As this Congressional Research Service report sums it up (p. 25; see also pp. 16-21), the “overwhelming evidence of historical intent, general understandings [in 18th-century America], and common law principles underlying American jurisprudence thus indicate[s] that the most reasonable interpretation of ‘natural born’ citizens would include those who are U.S. citizens ‘at birth’ or ‘by birth,’ . . . under existing federal statutory law incorporation long-standing concepts of jus sanguinis, the law of descent.” In other words, there is strong originalist material to support the semantic signal that “natural born Citizen” identifies someone who is a citizen by virtue of the circumstances of his birth – as distinguished from someone who is naturalized later in life as a citizen

So no more books about the Civil War or that boring old Abraham Lincoln, Professor G. 2016 awaits!

Sunday, June 02, 2013

Was Slavery on the Way Out in 1860? The Republican Plan

In a series of posts written a number of years ago, I argued that slavery was a thriving institution in 1860 and that there was every reason to think that, but for the Civil War, it would have continued indefinitely,  See Was Slavery on the Way Out in 1860?  Was Slavery on the Way Out in 1860? II  Was Slavery on the Way Out in 1860? III and Was Slavery on the Way Out in 1860? Prof. Freehling Says No!. I also made the same argument in a thread at Civil War Talk called (strangely enough) Was Slavery on the Way Out?
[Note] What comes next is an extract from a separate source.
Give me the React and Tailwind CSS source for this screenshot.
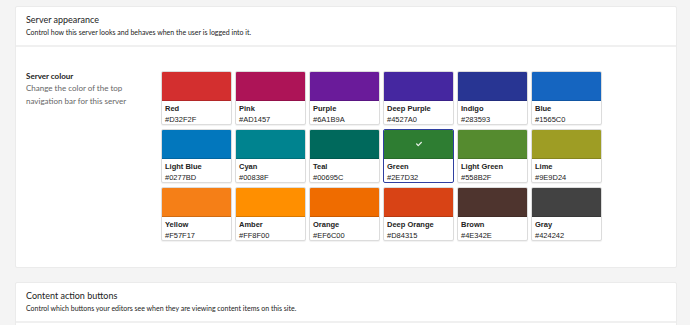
import { FaCheck } from "react-icons/fa";

const colours = [
  { name: "Red", hex: "#D32F2F" },
  { name: "Pink", hex: "#AD1457" },
  { name: "Purple", hex: "#6A1B9A" },
  { name: "Deep Purple", hex: "#4527A0" },
  { name: "Indigo", hex: "#283593" },
  { name: "Blue", hex: "#1565C0" },
  { name: "Light Blue", hex: "#0277BD" },
  { name: "Cyan", hex: "#00838F" },
  { name: "Teal", hex: "#00695C" },
  { name: "Green", hex: "#2E7D32" },
  { name: "Light Green", hex: "#558B2F" },
  { name: "Lime", hex: "#9E9D24" },
  { name: "Yellow", hex: "#F57F17" },
  { name: "Amber", hex: "#FF8F00" },
  { name: "Orange", hex: "#EF6C00" },
  { name: "Deep Orange", hex: "#D84315" },
  { name: "Brown", hex: "#4E342E" },
  { name: "Gray", hex: "#424242" },
];

function Swatch({ colour, selected }) {
  return (
    <div
      className={`h-[54px] rounded-[2px] bg-white overflow-hidden flex flex-col ${
        selected
          ? "border-[1.5px] border-[#2f3fa0]"
          : "border border-[#dcdcdc] shadow-[0_1px_1px_rgba(0,0,0,0.06)]"
      }`}
    >
      <div
        className="h-[29px] shrink-0 flex items-center justify-center border-b border-black/15"
        style={{ backgroundColor: colour.hex }}
      >
        {selected && <FaCheck className="text-white w-[6px] h-[6px] opacity-90" />}
      </div>
      <div className="px-[3px] pt-[2px] font-['Liberation_Sans',Arial,sans-serif] text-[7.5px] leading-[11px] text-[#222]">
        <div className="font-bold">{colour.name}</div>
        <div>{colour.hex}</div>
      </div>
    </div>
  );
}

function SectionHeader({ title, text }) {
  return (
    <div className="px-[10px] pt-[7px] pb-[6px] border-b-2 border-[#f0f0f0]">
      <h2 className="text-[9px] leading-[12px] text-[#222]">{title}</h2>
      <p className="text-[7px] leading-[13px] text-[#222]">{text}</p>
    </div>
  );
}

export default function App() {
  return (
    <div className="h-[325px] bg-[#f4f4f4] pl-[15px] pt-[6px] font-['Lato','Open_Sans',sans-serif] overflow-hidden">
      <div className="w-[662px] bg-white border border-[#ebebeb] rounded-[2px]">
        <SectionHeader
          title="Server appearance"
          text="Control how this server looks and behaves when the user is logged into it."
        />
        <div className="flex pl-[10px] pt-[24px] pb-[26px]">
          <div className="w-[135px] shrink-0 -mt-[1px]">
            <h3 className="text-[8px] leading-[12px] font-bold text-[#222]">Server colour</h3>
            <p className="text-[8px] leading-[13px] text-[#666] pr-2">
              Change the color of the top navigation bar for this server
            </p>
          </div>
          <div className="grid grid-cols-[repeat(6,71px)] gap-x-[3px] gap-y-[4px]">
            {colours.map((c) => (
              <Swatch key={c.name} colour={c} selected={c.name === "Green"} />
            ))}
          </div>
        </div>
      </div>
      <div className="w-[662px] mt-[14px] bg-white border border-[#ebebeb] rounded-[2px]">
        <SectionHeader
          title="Content action buttons"
          text="Control which buttons your editors see when they are viewing content items on this site."
        />
        <div className="h-[20px]"></div>
      </div>
    </div>
  );
}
In the intervening years I have not run across any counter-arguments that have caused me to alter that opinion, and James Oakes' fine new book Freedom National: The Destruction of Slavery in the United States, 1861-1865 only reinforces that view.  As Oakes describes it, on the eve of the secession crisis, Republicans optimistically expected that they would be able to set slavery on the path to extinction using a Freedom National-Slavery Local approach consisting of the following elements:

- Ban slavery from the territories and the District of Columbia (the former would require reversing Dred Scott).

- No admission of new slave states.

- "A number of Republicans also proposed that the federal government purchase and then emancipate all the slaves in the Border States."

- "The most radical Republicans" "would restore 'free speech' to the South" by reversing the Jacksonian era practice of permitting postmasters to refuse to deliver abolitionist mail directed to the slave states.

- Other radical Republicans wanted to regulate the domestic slave trade "by taxing every slave sold across state lines and outlawing the coastwise entirely."

Republicans expected this program to succeed because they were convinced that slavery was an economically backward relic:
Even shorn of its more radical elements, the basic Republican goal remained the same: Pressed down into the Gulf States, denied access to fresh western soils, and deprived of the life-giving support of federal power, slavery even in the cotton South would eventually become unprofitable, maybe even dangerous.  Slavery's intrinsic weaknesses would become steadily more apparent.  The blight of economic backwardness would spread across the South, its arrogant aristocracy would become ever more disdainful of democracy, and the slaves would become increasingly restless and insurrectionary.  A homegrown antislavery movement would spring up within the slave states.  It might take awhile, although most Republicans expected that abolition, accelerating over time, would be accomplished within a generation.

But the evidence suggests, I believe, that Republicans profoundly misunderstood and underestimated both the institution of slavery and the attitudes of white southerners.  Slavery was not economically moribund, and southern whites, rich and poor alike, were deeply invested in it, as their tenacious defense of the institution, both during and the after the war, was to show.  In light of these considerations, the Republican program was thin gruel indeed.

About the illustration, entitled The National Game. Three "Outs" and One "Run" (New York, Currier & Ives, 1860):
A pro-Lincoln satire, deposited for copyright weeks before the 1860 presidential election. The contest is portrayed as a baseball game in which Lincoln has defeated (left to right) John Bell, Stephen A. Douglas, and John C. Breckinridge. Lincoln (right) stands with his foot on "Home Base," advising the others, "Gentlemen, if any of you should ever take a hand in another match at this game, remember that you must have a good bat' and strike a fair ball' to make a clean score' & a home run.'" His "good bat" is actually a wooden rail labeled "Equal Rights and Free Territory." Lincoln wears a belt inscribed "Wide Awake Club." (See no. 1860-14 on the Wide-Awakes.) A skunk stands near the other candidates, signifying that they have been "skunk'd." Breckinridge (center), a Southern Democrat, holds his nose, saying, "I guess I'd better leave for Kentucky, for I smell something strong around here, and begin to think, that we are completely skunk'd.'" His bat is labeled "Slavery Extension" and his belt "Disunion Club." At far left John Bell of the Constitutional Union party observes, "It appears to me very singular that we three should strike foul' and be put out' while old Abe made such a good lick.' Bell's belt says "Union Club," and his bat "Fusion." Regular Democratic nominee Douglas replies, "That's because he had that confounded rail, to strike with, I thought our fusion would be a short stop' to his career." He grasps a bat labeled "Non Intervention."